Aan het einde van de oorlog sloot het internaat in Lithoijen de deuren. Hierop vertrok Loes naar haar moeder in Nijmegen, waar ze een tijd lang in een bunker verbleef. Hier werd ze erg ziek. Toen haar heeroom een bezoek bracht, schrok hij ervan hoe ze eruit zag. Aangezien hij nog al invloed had binnen de katholieke kerk als bisschoppelijk adviseur van kerkenbouw, zorgde hij ervoor dat ze toch weer terug kon naar het internaat in Lithoijen. De rest van de oorlog verbleef ze daar met twee andere meisjes, zusjes van elkaar, die ook niet de mogelijkheid hadden om naar huis te gaan.
De drie meisjes kregen als enigen nog wél les op het internaat. Ook alle zusters bleven daar de hele oorlog wonen. Dit had als voordeel dat de meisjes als een van de weinigen het schooljaar niet opnieuw hoefden te doen. Wel waren ze erg angstig voor de V-1 en V-2 bommen die overvlogen. “Dat waren op zichzelf staande projectielen”, vertelt ze, “Die werden afgevuurd en zolang die motor bleef gaan, bleven ze wel in de lucht, maar als de motor stil viel, ging hij vallen”.

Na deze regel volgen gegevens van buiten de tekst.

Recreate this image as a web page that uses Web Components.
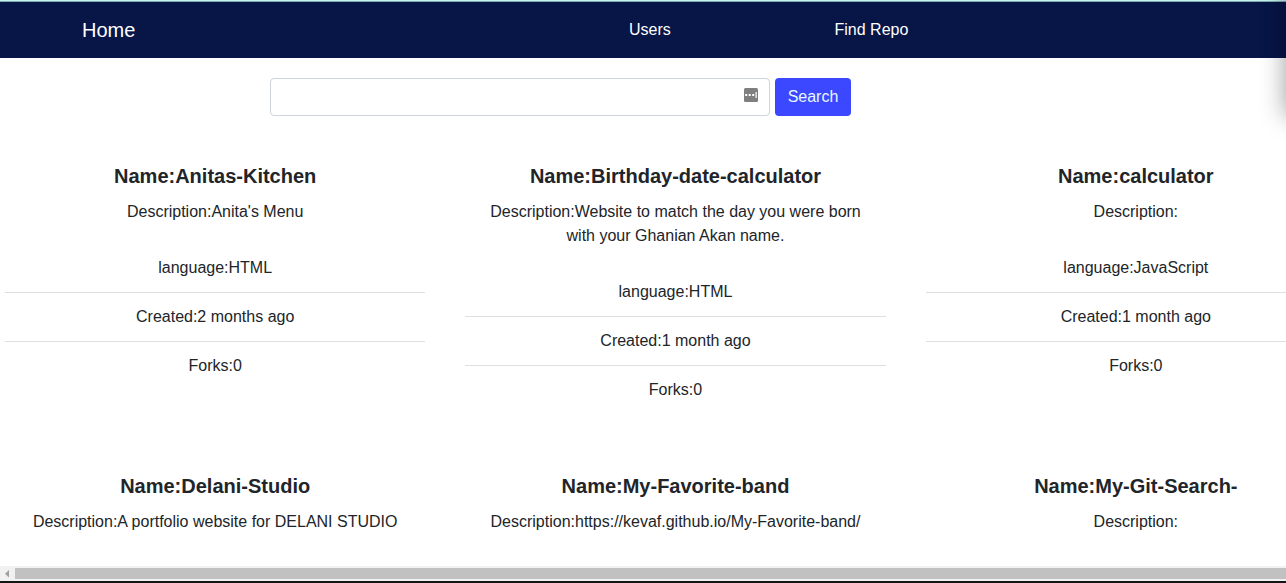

"Wie ik nu ben, ben ik toch dankzij jou"
Ook het internaat in Lithoijen zou niet het laatste zijn waar Loes verbleef. In 1947 vertrok ze naar het Pensionaat Sint Anna in Boxtel, ook wel bekend als Duinendaal, van de Zusters van JMJ. Haar mulo-opleiding zou ze afmaken op internaten in Den Haag en in Amsterdam. Al heeft ze een liefdeloze jeugd gekend op de internaten, ze is haar heeroom tóch dankbaar dat hij haar naar deze instellingen heeft gestuurd. Als kind had ze het niet door, maar achteraf denkt ze: “Wie ik nu ben, ben ik toch dankzij jou”. Ze is zelfstandig geworden en heeft een goede opleiding genoten. “Anders was dat allemaal misschien niet geweest”, besluit ze.